In 2020, NASA announced that the Artemis program, which will put American man (and woman) on the Moon, needed a Lunar Terrain Vehicle (LTV). That contract has been awarded to General Motors and Lockheed Martin, and the first details of his “innovative” LTV have been released.
GM and Lockheed Martin will develop an all-electric, autonomous lunar rover for Artemis (2024) 1 photo
GM is no stranger to building lunar rovers, of course: back in 1969, it was a Boeing subcontractor for the rover used in the Apollo missions. In addition to experience, GM will bring its battery technology and autonomous technology to the table, as the newest LTV will be both all-electric and fully autonomous, a new class of exploration vehicle.

On the other hand, Lockheed Martin boasts decades of experience within the aerospace industry, including space flights. The resulting partnership will deliver a “unique vehicle with innovative capabilities,” allowing astronauts to “explore the lunar surface in unprecedented fashion and support discovery in places where humans have never gone before.” Or, as Captain Picard would always say, “to go where no man has gone before.” Because man did not have the right vehicle for the job then.
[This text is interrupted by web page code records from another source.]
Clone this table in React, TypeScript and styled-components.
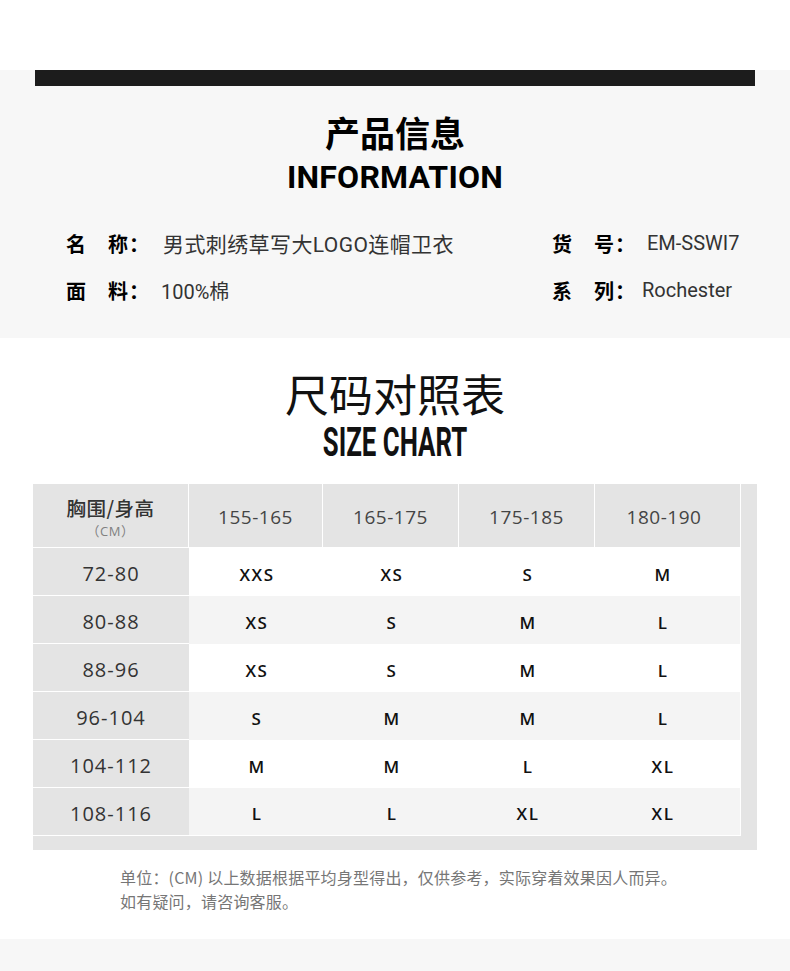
import React from 'react';
import styled, { createGlobalStyle } from 'styled-components';

const GlobalStyle = createGlobalStyle`
    body {
        margin: 0;
        background: #ffffff;
        font-family: 'Noto Sans CJK SC', sans-serif;
    }
`;

const Page = styled.div`
    width: 790px;
    padding-top: 70px;
`;

const InfoSection = styled.section`
    background: #f7f7f7;
    padding: 0 35px 34px;
`;

const TopBar = styled.div`
    height: 16px;
    background: #1c1c1c;
`;

const InfoTitle = styled.h1`
    margin: 28px 0 0;
    font-family: 'Noto Sans CJK SC', sans-serif;
    font-size: 35px;
    line-height: 35px;
    font-weight: 700;
    color: #000;
    text-align: center;
`;

const InfoSubtitle = styled.h2`
    margin: 12px 0 0;
    font-family: Roboto, 'Noto Sans CJK SC', sans-serif;
    font-size: 32px;
    line-height: 32px;
    font-weight: 700;
    color: #000;
    text-align: center;
    letter-spacing: 0.2px;
`;

const InfoGrid = styled.div`
    margin-top: 36px;
    padding-left: 31px;
    display: grid;
    grid-template-columns: 486px auto;
    row-gap: 19px;
`;

const InfoItem = styled.div`
    display: flex;
    align-items: center;
    height: 28px;
`;

const InfoLabel = styled.span<{ $width: number }>`
    width: ${(p) => p.$width}px;
    flex-shrink: 0;
    font-family: 'Noto Sans CJK SC', sans-serif;
    font-size: 20px;
    font-weight: 700;
    color: #000;
    letter-spacing: 1px;
    white-space: pre;
`;

const InfoValue = styled.span<{ $wide?: boolean }>`
    font-family: Roboto, 'Noto Sans CJK SC', sans-serif;
    font-size: ${(p) => (p.$wide ? 21 : 20)}px;
    letter-spacing: ${(p) => (p.$wide ? 0.4 : 0)}px;
    color: #333;
    white-space: nowrap;
`;

const SizeSection = styled.section`
    padding: 33px 33px 0;
`;

const SizeTitle = styled.h1`
    margin: 0;
    font-family: 'Noto Sans CJK SC', sans-serif;
    font-size: 44px;
    line-height: 44px;
    font-weight: 400;
    color: #111;
    text-align: center;
`;

const SizeSubtitleRow = styled.div`
    margin-top: 8px;
    height: 40px;
    display: flex;
    justify-content: center;
`;

const SizeSubtitle = styled.span`
    display: inline-block;
    font-family: Roboto, sans-serif;
    font-size: 40px;
    line-height: 40px;
    font-weight: 700;
    color: #111;
    transform: scaleX(0.645);
    white-space: nowrap;
`;

const TableFrame = styled.div`
    margin-top: 21px;
    background: #e4e4e4;
    padding: 0 16px 14px 0;
`;

const Table = styled.div`
    display: grid;
    grid-template-columns: 156px 134px 136px 136px 1fr;
    font-family: 'Open Sans', 'Noto Sans CJK SC', sans-serif;
`;

const HeadCell = styled.div<{ $edge?: boolean }>`
    height: 64px;
    box-sizing: border-box;
    padding: 2px ${(p) => (p.$edge ? 7 : 0)}px 0 0;
    background: #e4e4e4;
    border-right: 1px solid #fff;
    border-bottom: 1px solid #fff;
    display: flex;
    flex-direction: column;
    align-items: center;
    justify-content: center;
    font-size: 19px;
    letter-spacing: 0.5px;
    color: #444;
`;

const HeadMain = styled.span`
    font-family: 'Noto Sans CJK SC', sans-serif;
    font-size: 19.5px;
    line-height: 29px;
    font-weight: 500;
    letter-spacing: 0.5px;
    color: #333;
`;

const HeadUnit = styled.span`
    font-size: 13px;
    line-height: 18px;
    letter-spacing: 0.5px;
    color: #808080;
`;

const RowHead = styled.div`
    height: 48px;
    box-sizing: border-box;
    padding-top: 3px;
    background: #e4e4e4;
    border-bottom: 1px solid #fff;
    display: flex;
    align-items: center;
    justify-content: center;
    font-size: 20px;
    letter-spacing: 1px;
    color: #333;
`;

const SizeCell = styled.div<{ $shade: boolean; $edge: boolean; $last: boolean }>`
    height: 48px;
    box-sizing: border-box;
    padding: 4px ${(p) => (p.$edge ? 11 : 0)}px 0 2px;
    background: ${(p) => (p.$shade ? '#f4f4f4' : '#ffffff')};
    border-right: ${(p) => (p.$edge ? '1px solid #fff' : 'none')};
    border-bottom: ${(p) => (p.$last ? '1px solid #fff' : 'none')};
    display: flex;
    align-items: center;
    justify-content: center;
    font-size: 17px;
    font-weight: 600;
    letter-spacing: 1.5px;
    color: #111;
`;

const Note = styled.p`
    margin: 15px 0 0;
    padding-left: 87px;
    font-family: 'Noto Sans CJK SC', sans-serif;
    font-size: 16px;
    line-height: 24px;
    letter-spacing: 0.2px;
    color: #767676;
`;

const BottomBand = styled.div`
    margin-top: 26px;
    height: 40px;
    background: #f7f7f7;
`;

const heights = ['155-165', '165-175', '175-185', '180-190'];

const rows: { chest: string; sizes: string[] }[] = [
    { chest: '72-80', sizes: ['XXS', 'XS', 'S', 'M'] },
    { chest: '80-88', sizes: ['XS', 'S', 'M', 'L'] },
    { chest: '88-96', sizes: ['XS', 'S', 'M', 'L'] },
    { chest: '96-104', sizes: ['S', 'M', 'M', 'L'] },
    { chest: '104-112', sizes: ['M', 'M', 'L', 'XL'] },
    { chest: '108-116', sizes: ['L', 'L', 'XL', 'XL'] },
];

const App: React.FC = () => {
    return (
        <Page>
            <GlobalStyle />
            <InfoSection>
                <TopBar />
                <InfoTitle>产品信息</InfoTitle>
                <InfoSubtitle>INFORMATION</InfoSubtitle>
                <InfoGrid>
                    <InfoItem>
                        <InfoLabel $width={97}>名　称：</InfoLabel>
                        <InfoValue $wide>男式刺绣草写大LOGO连帽卫衣</InfoValue>
                    </InfoItem>
                    <InfoItem>
                        <InfoLabel $width={95}>货　号：</InfoLabel>
                        <InfoValue>EM-SSWI7</InfoValue>
                    </InfoItem>
                    <InfoItem>
                        <InfoLabel $width={95}>面　料：</InfoLabel>
                        <InfoValue>100%棉</InfoValue>
                    </InfoItem>
                    <InfoItem>
                        <InfoLabel $width={90}>系　列：</InfoLabel>
                        <InfoValue>Rochester</InfoValue>
                    </InfoItem>
                </InfoGrid>
            </InfoSection>

            <SizeSection>
                <SizeTitle>尺码对照表</SizeTitle>
                <SizeSubtitleRow>
                    <SizeSubtitle>SIZE CHART</SizeSubtitle>
                </SizeSubtitleRow>
                <TableFrame>
                    <Table>
                        <HeadCell>
                            <HeadMain>胸围/身高</HeadMain>
                            <HeadUnit>（CM）</HeadUnit>
                        </HeadCell>
                        {heights.map((h, j) => (
                            <HeadCell key={h} $edge={j === heights.length - 1}>
                                {h}
                            </HeadCell>
                        ))}
                        {rows.map((row, i) => (
                            <React.Fragment key={row.chest}>
                                <RowHead>{row.chest}</RowHead>
                                {row.sizes.map((s, j) => (
                                    <SizeCell
                                        key={j}
                                        $shade={i % 2 === 1}
                                        $edge={j === row.sizes.length - 1}
                                        $last={i === rows.length - 1}
                                    >
                                        {s}
                                    </SizeCell>
                                ))}
                            </React.Fragment>
                        ))}
                    </Table>
                </TableFrame>
                <Note>
                    单位：(CM) 以上数据根据平均身型得出，仅供参考，实际穿着效果因人而异。
                    <br />
                    如有疑问，请咨询客服。
                </Note>
            </SizeSection>
            <BottomBand />
        </Page>
    );
};

export default App;
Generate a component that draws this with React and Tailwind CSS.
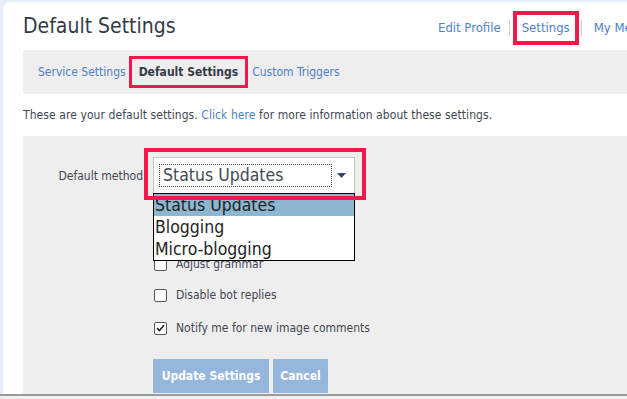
import React from "react";

const F = { fontFamily: '"DejaVu Sans Condensed", "DejaVu Sans", sans-serif' };

function Check({ checked }) {
  return (
    <span className="flex h-[13px] w-[13px] shrink-0 items-center justify-center rounded-[2px] border border-[#4b5563] bg-white">
      {checked && (
        <svg width="9" height="8" viewBox="0 0 9 8">
          <path d="M1 4.2 L3.4 6.5 L8 1.3" stroke="#222" strokeWidth="1.6" fill="none" />
        </svg>
      )}
    </span>
  );
}

export default function App() {
  return (
    <div className="relative h-[399px] w-[627px] overflow-hidden bg-[#e8eef8]" style={F}>
      <div className="flex h-[394px] flex-col pl-[3px] pt-[2px]">
        <div className="flex-1 rounded-tl-[7px] bg-white">
          {/* Header */}
          <div className="flex h-[48px] items-center whitespace-nowrap">
            <div className="w-[435px] shrink-0 pl-[20px] pt-[2px] text-[21px] text-[#333a45]">Default Settings</div>
            <div className="flex shrink-0 items-center pt-[4px] text-[13px] text-[#4f7fc6]">
              <span>Edit Profile</span>
              <span className="ml-[8px] mr-[3px] h-[16px] w-px bg-[#d4d4d4]" />
              <span className="flex h-[34px] items-center border-4 border-[#f4174a] px-[5px]">Settings</span>
              <span className="ml-[2px] mr-[12px] h-[16px] w-px bg-[#d4d4d4]" />
              <span>My Messages</span>
            </div>
          </div>
          {/* Tabs */}
          <div className="ml-[20px] flex h-[44px] items-center whitespace-nowrap bg-[#eeeeee] pl-[15px] text-[12px] text-[#4f7fc6]">
            <span>Service Settings</span>
            <span className="ml-[3px] mr-[4px] flex h-[32px] items-center border-[3px] border-[#f4174a] px-[7px] font-bold text-[#333a45]">
              Default Settings
            </span>
            <span>Custom Triggers</span>
          </div>
          {/* Description */}
          <div className="flex h-[42px] items-center whitespace-nowrap pl-[20px] text-[12px] tracking-[0.08px] text-[#414753]">
            These are your default settings.&nbsp;<span className="text-[#4f7fc6]">Click here</span>&nbsp;for more information about these settings.
          </div>
          {/* Form */}
          <div className="relative ml-[20px] h-[258px] overflow-hidden bg-[#eeeeee] text-[12px] text-[#414753]">
            <div className="flex items-center pt-[21px]">
              <div className="w-[120px] whitespace-nowrap text-right">Default method</div>
              <div className="ml-[10px] flex h-[37px] w-[202px] items-center border border-[#c4c4c4] bg-white pl-[5px] pr-[8px]">
                <div className="flex h-[23px] flex-1 items-center border border-dotted border-[#444] pl-[3px] text-[17.5px] text-[#444a55]">
                  Status Updates
                </div>
                <svg width="9" height="5" viewBox="0 0 9 5" className="ml-[5px]">
                  <path d="M0 0 H9 L4.5 5 Z" fill="#2a4a70" />
                </svg>
              </div>
            </div>
            <div className="ml-[131px] mt-[61px] flex flex-col gap-[13px] whitespace-nowrap leading-[18px]">
              <div className="flex items-center gap-[9px]"><Check /><span>Adjust grammar</span></div>
              <div className="flex items-center gap-[9px]"><Check /><span>Disable bot replies</span></div>
              <div className="mt-[2px] flex items-center gap-[9px]"><Check checked /><span>Notify me for new image comments</span></div>
            </div>
            <div className="ml-[130px] mt-[22px] flex gap-[4px] text-[12px] font-bold text-white">
              <span className="flex h-[34px] w-[116px] items-center justify-center bg-[#95b7dc]">Update Settings</span>
              <span className="flex h-[34px] w-[55px] items-center justify-center bg-[#95b7dc]">Cancel</span>
            </div>
            {/* Open dropdown list */}
            <div className="absolute left-[130px] top-[57px] w-[202px] border border-black bg-white text-[17.5px] leading-[22px] text-[#222]">
              <div className="bg-[#8db7d0] pl-[1px]">Status Updates</div>
              <div className="pl-[1px]">Blogging</div>
              <div className="pl-[1px]">Micro-blogging</div>
            </div>
            {/* Annotation box */}
            <div className="absolute left-[121px] top-[12px] h-[52px] w-[222px] border-4 border-[#f4174a]" />
          </div>
        </div>
      </div>
      <div className="h-[2px] bg-[#9a9a9a]" />
      <div className="h-[3px] bg-[#f0f0f0]" />
    </div>
  );
}
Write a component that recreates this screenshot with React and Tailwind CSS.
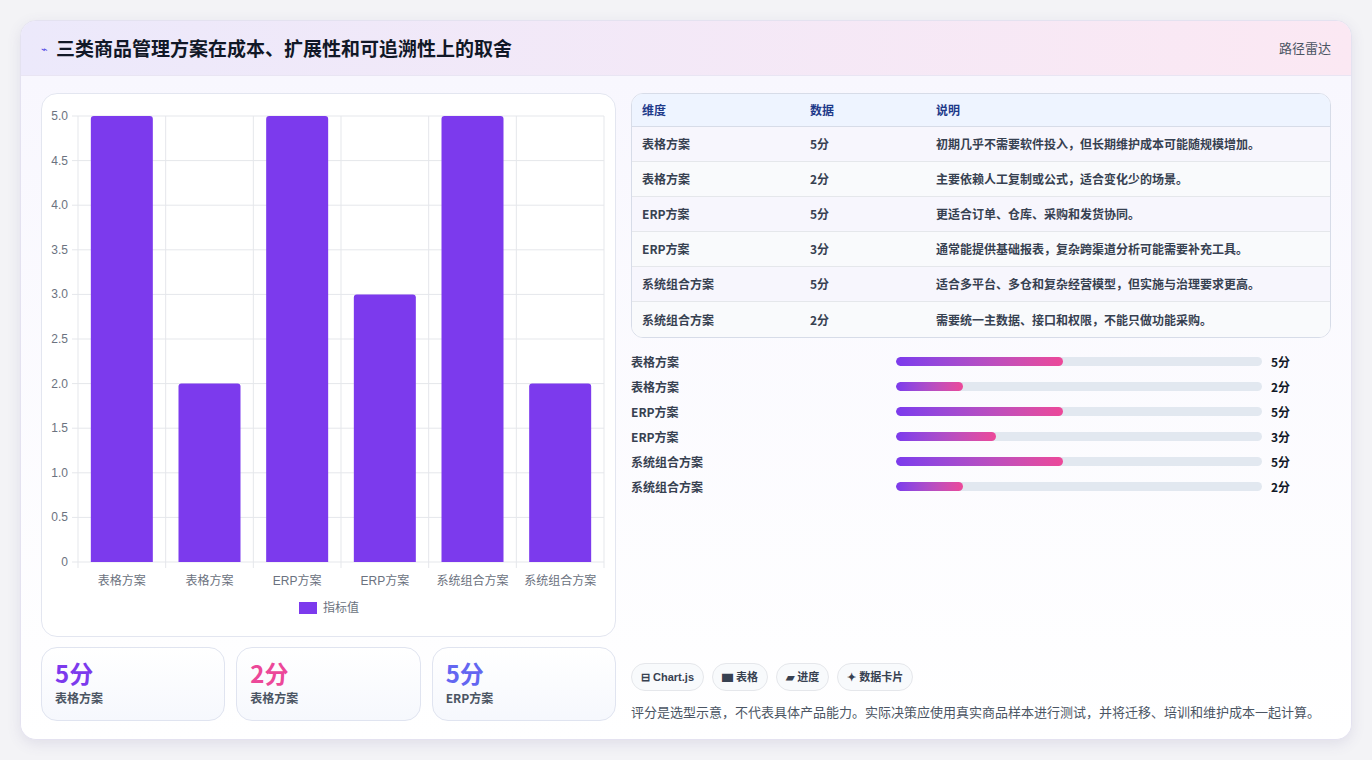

Full specs of the upcoming buggy have not been revealed, but we do have a futuristic video presentation that is equal parts vague and intriguing and very promising. You will find it below.

The idea is to make the buggy autonomous to allow safer exploration of presumed dangerous areas and maximize efficiency. That includes the Moon’s south pole, which is colder and has a more rugged terrain. The 1969 LTV, for instance, had a range of 57 miles (91.7 km) but never went farther than a little over 4 miles (6.4 km) from the lander. It also had a top speed of 8 mph (13 kph), for what it’s worth.

The new LTV is yet to secure funding from NASA, and no timeline has been announced for it. But, as Rick Ambrose, executive vice president Lockheed Martin Space notes, “surface mobility is critical to enable and sustain long-term exploration of the lunar surface.” With the next lunar landing scheduled for 2024, more info is bound to emerge soon.